DIRECTIVE |
Identify each line in the records below that contains the word "this", and copy it.

ENTRIES |
Start
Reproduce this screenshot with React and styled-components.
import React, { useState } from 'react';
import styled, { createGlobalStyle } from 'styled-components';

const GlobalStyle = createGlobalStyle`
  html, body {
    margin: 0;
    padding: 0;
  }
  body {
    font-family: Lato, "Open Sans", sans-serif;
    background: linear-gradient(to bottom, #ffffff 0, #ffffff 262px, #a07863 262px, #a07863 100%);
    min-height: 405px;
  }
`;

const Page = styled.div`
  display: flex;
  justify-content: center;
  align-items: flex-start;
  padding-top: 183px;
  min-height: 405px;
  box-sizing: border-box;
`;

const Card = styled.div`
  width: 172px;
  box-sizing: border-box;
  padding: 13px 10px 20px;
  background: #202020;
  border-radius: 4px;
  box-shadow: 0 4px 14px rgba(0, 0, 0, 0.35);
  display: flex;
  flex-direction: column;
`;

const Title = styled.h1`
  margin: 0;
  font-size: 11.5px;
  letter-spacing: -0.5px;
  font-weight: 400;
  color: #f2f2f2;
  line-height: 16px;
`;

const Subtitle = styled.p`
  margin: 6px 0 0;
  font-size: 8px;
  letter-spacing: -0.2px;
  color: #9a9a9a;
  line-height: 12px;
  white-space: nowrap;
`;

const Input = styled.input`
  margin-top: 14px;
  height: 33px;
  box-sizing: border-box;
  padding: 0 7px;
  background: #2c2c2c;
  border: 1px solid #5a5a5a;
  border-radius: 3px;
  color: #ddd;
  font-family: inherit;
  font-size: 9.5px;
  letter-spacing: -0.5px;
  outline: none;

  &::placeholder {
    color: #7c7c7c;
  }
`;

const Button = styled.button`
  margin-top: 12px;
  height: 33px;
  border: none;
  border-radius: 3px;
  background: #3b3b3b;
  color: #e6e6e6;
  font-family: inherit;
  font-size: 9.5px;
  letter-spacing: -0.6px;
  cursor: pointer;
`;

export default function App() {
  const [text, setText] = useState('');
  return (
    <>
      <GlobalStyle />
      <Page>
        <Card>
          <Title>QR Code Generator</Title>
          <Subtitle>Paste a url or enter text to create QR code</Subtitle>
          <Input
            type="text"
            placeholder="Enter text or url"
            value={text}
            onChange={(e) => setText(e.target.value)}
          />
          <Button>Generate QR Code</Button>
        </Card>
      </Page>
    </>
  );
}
End
Start
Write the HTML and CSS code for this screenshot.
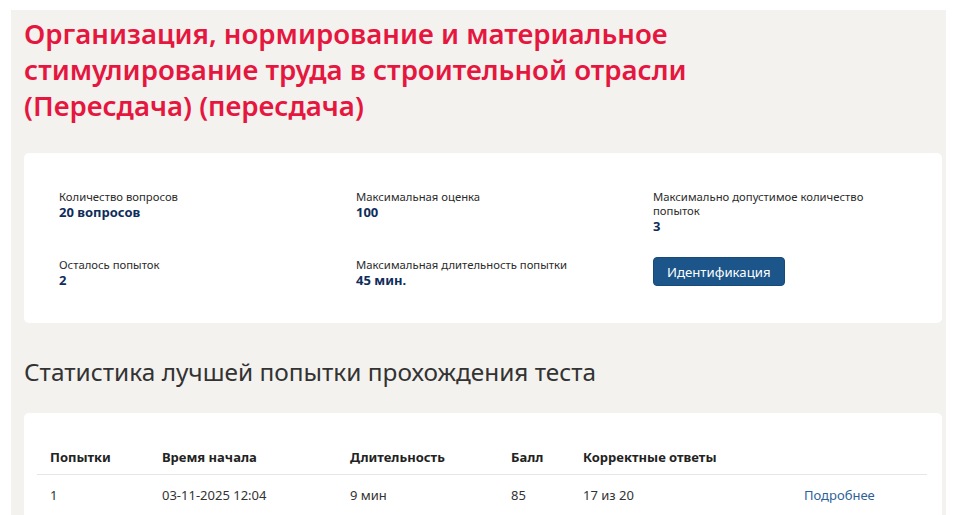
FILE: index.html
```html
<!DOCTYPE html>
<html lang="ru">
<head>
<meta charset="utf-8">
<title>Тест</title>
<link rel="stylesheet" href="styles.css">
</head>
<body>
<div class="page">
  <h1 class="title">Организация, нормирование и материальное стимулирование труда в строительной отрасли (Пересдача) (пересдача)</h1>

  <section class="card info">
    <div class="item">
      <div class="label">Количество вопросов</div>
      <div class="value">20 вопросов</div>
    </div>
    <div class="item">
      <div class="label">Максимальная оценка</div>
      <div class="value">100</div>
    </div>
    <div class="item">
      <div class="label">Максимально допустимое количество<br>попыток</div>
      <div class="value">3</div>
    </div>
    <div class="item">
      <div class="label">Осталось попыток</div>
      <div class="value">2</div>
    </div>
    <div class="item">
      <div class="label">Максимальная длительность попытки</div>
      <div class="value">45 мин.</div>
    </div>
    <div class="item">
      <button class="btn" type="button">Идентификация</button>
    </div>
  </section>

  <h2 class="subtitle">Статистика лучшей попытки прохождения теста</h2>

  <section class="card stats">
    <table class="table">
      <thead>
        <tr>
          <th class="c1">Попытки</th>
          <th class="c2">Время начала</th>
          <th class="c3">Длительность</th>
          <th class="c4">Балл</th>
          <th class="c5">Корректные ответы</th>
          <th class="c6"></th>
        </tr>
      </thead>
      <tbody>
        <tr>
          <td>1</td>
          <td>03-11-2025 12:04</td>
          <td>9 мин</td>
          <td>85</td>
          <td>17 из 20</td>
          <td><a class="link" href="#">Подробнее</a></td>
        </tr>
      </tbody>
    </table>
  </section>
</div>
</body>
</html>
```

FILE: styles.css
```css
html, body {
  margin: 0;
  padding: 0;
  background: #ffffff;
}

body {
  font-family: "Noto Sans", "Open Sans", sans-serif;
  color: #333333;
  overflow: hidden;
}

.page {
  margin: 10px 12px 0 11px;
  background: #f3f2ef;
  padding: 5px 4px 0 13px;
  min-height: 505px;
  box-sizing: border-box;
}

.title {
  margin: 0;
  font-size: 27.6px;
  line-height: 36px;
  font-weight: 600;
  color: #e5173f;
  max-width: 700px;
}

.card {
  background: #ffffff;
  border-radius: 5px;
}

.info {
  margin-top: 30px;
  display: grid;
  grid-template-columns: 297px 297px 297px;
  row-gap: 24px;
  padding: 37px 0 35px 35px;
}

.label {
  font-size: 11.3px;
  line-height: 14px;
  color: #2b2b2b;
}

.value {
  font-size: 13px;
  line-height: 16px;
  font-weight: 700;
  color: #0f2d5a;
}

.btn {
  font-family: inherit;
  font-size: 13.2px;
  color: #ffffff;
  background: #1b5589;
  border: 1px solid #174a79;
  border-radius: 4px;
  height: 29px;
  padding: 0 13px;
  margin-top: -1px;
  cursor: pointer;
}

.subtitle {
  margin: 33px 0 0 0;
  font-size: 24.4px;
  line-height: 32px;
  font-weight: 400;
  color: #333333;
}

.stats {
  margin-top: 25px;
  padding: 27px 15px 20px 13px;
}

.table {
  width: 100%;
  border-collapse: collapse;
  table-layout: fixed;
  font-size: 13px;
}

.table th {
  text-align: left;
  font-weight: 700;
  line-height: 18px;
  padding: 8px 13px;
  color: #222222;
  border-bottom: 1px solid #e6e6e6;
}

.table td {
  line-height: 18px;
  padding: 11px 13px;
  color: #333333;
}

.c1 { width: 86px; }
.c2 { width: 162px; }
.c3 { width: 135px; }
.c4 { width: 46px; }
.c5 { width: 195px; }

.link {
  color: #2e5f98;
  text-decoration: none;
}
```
End
FULL SOLUTION |
Reproduce this screenshot with React and styled-components.
Write the HTML and CSS code for this screenshot.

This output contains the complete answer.